## Directions for this task
Below is a block of data; give all of it again word for word.

## Material provided
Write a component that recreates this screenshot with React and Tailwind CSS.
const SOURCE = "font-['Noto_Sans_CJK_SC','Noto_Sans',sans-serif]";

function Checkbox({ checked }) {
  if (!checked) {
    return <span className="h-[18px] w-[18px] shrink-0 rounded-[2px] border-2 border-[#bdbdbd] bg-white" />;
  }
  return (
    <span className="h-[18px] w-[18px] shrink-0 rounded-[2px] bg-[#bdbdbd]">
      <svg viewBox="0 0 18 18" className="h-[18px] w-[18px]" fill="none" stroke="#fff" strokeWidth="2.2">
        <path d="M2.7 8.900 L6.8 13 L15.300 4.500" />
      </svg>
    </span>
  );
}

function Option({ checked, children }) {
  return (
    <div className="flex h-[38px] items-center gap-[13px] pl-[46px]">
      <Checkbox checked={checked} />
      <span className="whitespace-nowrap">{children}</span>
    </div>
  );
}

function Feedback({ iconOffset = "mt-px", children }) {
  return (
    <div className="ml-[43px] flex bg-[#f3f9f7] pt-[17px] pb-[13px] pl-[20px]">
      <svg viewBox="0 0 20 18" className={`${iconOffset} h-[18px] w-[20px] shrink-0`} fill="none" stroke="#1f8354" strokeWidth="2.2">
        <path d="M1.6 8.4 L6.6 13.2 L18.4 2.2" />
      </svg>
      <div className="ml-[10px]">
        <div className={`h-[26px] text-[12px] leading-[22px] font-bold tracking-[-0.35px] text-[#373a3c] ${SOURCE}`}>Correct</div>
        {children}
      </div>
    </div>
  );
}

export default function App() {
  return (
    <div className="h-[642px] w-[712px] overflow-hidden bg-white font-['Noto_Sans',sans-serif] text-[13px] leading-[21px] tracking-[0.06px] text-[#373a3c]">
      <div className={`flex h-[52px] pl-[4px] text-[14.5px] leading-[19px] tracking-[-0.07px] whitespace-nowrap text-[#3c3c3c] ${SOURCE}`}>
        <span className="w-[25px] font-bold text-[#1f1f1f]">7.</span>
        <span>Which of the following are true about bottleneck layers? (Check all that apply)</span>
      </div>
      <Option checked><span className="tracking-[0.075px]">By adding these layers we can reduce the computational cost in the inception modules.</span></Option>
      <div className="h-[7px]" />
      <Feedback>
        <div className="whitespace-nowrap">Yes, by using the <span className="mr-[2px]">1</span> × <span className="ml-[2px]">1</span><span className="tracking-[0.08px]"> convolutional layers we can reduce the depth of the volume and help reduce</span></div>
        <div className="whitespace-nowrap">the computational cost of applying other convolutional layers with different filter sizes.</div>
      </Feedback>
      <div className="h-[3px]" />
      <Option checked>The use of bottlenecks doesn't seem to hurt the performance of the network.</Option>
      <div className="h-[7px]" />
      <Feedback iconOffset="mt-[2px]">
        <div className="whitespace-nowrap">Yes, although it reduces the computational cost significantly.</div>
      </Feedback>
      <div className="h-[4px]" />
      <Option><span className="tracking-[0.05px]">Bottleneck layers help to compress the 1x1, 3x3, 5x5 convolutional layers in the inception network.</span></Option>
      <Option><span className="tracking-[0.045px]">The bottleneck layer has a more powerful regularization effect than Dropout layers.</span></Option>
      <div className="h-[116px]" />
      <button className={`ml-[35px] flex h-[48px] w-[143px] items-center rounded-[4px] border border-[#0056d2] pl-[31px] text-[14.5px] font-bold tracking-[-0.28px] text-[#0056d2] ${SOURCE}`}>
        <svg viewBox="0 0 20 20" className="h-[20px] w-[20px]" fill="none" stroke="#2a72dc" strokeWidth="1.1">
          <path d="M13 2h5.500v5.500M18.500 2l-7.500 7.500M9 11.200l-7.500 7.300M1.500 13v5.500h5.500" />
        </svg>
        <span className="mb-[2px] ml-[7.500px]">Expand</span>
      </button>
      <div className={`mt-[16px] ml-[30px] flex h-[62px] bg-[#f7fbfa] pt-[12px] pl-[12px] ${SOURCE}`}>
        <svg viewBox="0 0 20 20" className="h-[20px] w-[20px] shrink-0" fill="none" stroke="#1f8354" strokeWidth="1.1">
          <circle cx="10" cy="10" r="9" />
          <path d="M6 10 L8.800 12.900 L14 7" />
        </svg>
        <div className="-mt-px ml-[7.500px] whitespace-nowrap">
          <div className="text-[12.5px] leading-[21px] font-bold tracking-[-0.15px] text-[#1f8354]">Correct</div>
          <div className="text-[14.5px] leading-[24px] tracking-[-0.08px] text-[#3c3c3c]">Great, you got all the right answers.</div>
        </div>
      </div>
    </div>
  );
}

## Correct result
Write a component that recreates this screenshot with React and Tailwind CSS.
const SOURCE = "font-['Noto_Sans_CJK_SC','Noto_Sans',sans-serif]";

function Checkbox({ checked }) {
  if (!checked) {
    return <span className="h-[18px] w-[18px] shrink-0 rounded-[2px] border-2 border-[#bdbdbd] bg-white" />;
  }
  return (
    <span className="h-[18px] w-[18px] shrink-0 rounded-[2px] bg-[#bdbdbd]">
      <svg viewBox="0 0 18 18" className="h-[18px] w-[18px]" fill="none" stroke="#fff" strokeWidth="2.2">
        <path d="M2.7 8.900 L6.8 13 L15.300 4.500" />
      </svg>
    </span>
  );
}

function Option({ checked, children }) {
  return (
    <div className="flex h-[38px] items-center gap-[13px] pl-[46px]">
      <Checkbox checked={checked} />
      <span className="whitespace-nowrap">{children}</span>
    </div>
  );
}

function Feedback({ iconOffset = "mt-px", children }) {
  return (
    <div className="ml-[43px] flex bg-[#f3f9f7] pt-[17px] pb-[13px] pl-[20px]">
      <svg viewBox="0 0 20 18" className={`${iconOffset} h-[18px] w-[20px] shrink-0`} fill="none" stroke="#1f8354" strokeWidth="2.2">
        <path d="M1.6 8.4 L6.6 13.2 L18.4 2.2" />
      </svg>
      <div className="ml-[10px]">
        <div className={`h-[26px] text-[12px] leading-[22px] font-bold tracking-[-0.35px] text-[#373a3c] ${SOURCE}`}>Correct</div>
        {children}
      </div>
    </div>
  );
}

export default function App() {
  return (
    <div className="h-[642px] w-[712px] overflow-hidden bg-white font-['Noto_Sans',sans-serif] text-[13px] leading-[21px] tracking-[0.06px] text-[#373a3c]">
      <div className={`flex h-[52px] pl-[4px] text-[14.5px] leading-[19px] tracking-[-0.07px] whitespace-nowrap text-[#3c3c3c] ${SOURCE}`}>
        <span className="w-[25px] font-bold text-[#1f1f1f]">7.</span>
        <span>Which of the following are true about bottleneck layers? (Check all that apply)</span>
      </div>
      <Option checked><span className="tracking-[0.075px]">By adding these layers we can reduce the computational cost in the inception modules.</span></Option>
      <div className="h-[7px]" />
      <Feedback>
        <div className="whitespace-nowrap">Yes, by using the <span className="mr-[2px]">1</span> × <span className="ml-[2px]">1</span><span className="tracking-[0.08px]"> convolutional layers we can reduce the depth of the volume and help reduce</span></div>
        <div className="whitespace-nowrap">the computational cost of applying other convolutional layers with different filter sizes.</div>
      </Feedback>
      <div className="h-[3px]" />
      <Option checked>The use of bottlenecks doesn't seem to hurt the performance of the network.</Option>
      <div className="h-[7px]" />
      <Feedback iconOffset="mt-[2px]">
        <div className="whitespace-nowrap">Yes, although it reduces the computational cost significantly.</div>
      </Feedback>
      <div className="h-[4px]" />
      <Option><span className="tracking-[0.05px]">Bottleneck layers help to compress the 1x1, 3x3, 5x5 convolutional layers in the inception network.</span></Option>
      <Option><span className="tracking-[0.045px]">The bottleneck layer has a more powerful regularization effect than Dropout layers.</span></Option>
      <div className="h-[116px]" />
      <button className={`ml-[35px] flex h-[48px] w-[143px] items-center rounded-[4px] border border-[#0056d2] pl-[31px] text-[14.5px] font-bold tracking-[-0.28px] text-[#0056d2] ${SOURCE}`}>
        <svg viewBox="0 0 20 20" className="h-[20px] w-[20px]" fill="none" stroke="#2a72dc" strokeWidth="1.1">
          <path d="M13 2h5.500v5.500M18.500 2l-7.500 7.500M9 11.200l-7.500 7.300M1.500 13v5.500h5.500" />
        </svg>
        <span className="mb-[2px] ml-[7.500px]">Expand</span>
      </button>
      <div className={`mt-[16px] ml-[30px] flex h-[62px] bg-[#f7fbfa] pt-[12px] pl-[12px] ${SOURCE}`}>
        <svg viewBox="0 0 20 20" className="h-[20px] w-[20px] shrink-0" fill="none" stroke="#1f8354" strokeWidth="1.1">
          <circle cx="10" cy="10" r="9" />
          <path d="M6 10 L8.800 12.900 L14 7" />
        </svg>
        <div className="-mt-px ml-[7.500px] whitespace-nowrap">
          <div className="text-[12.5px] leading-[21px] font-bold tracking-[-0.15px] text-[#1f8354]">Correct</div>
          <div className="text-[14.5px] leading-[24px] tracking-[-0.08px] text-[#3c3c3c]">Great, you got all the right answers.</div>
        </div>
      </div>
    </div>
  );
}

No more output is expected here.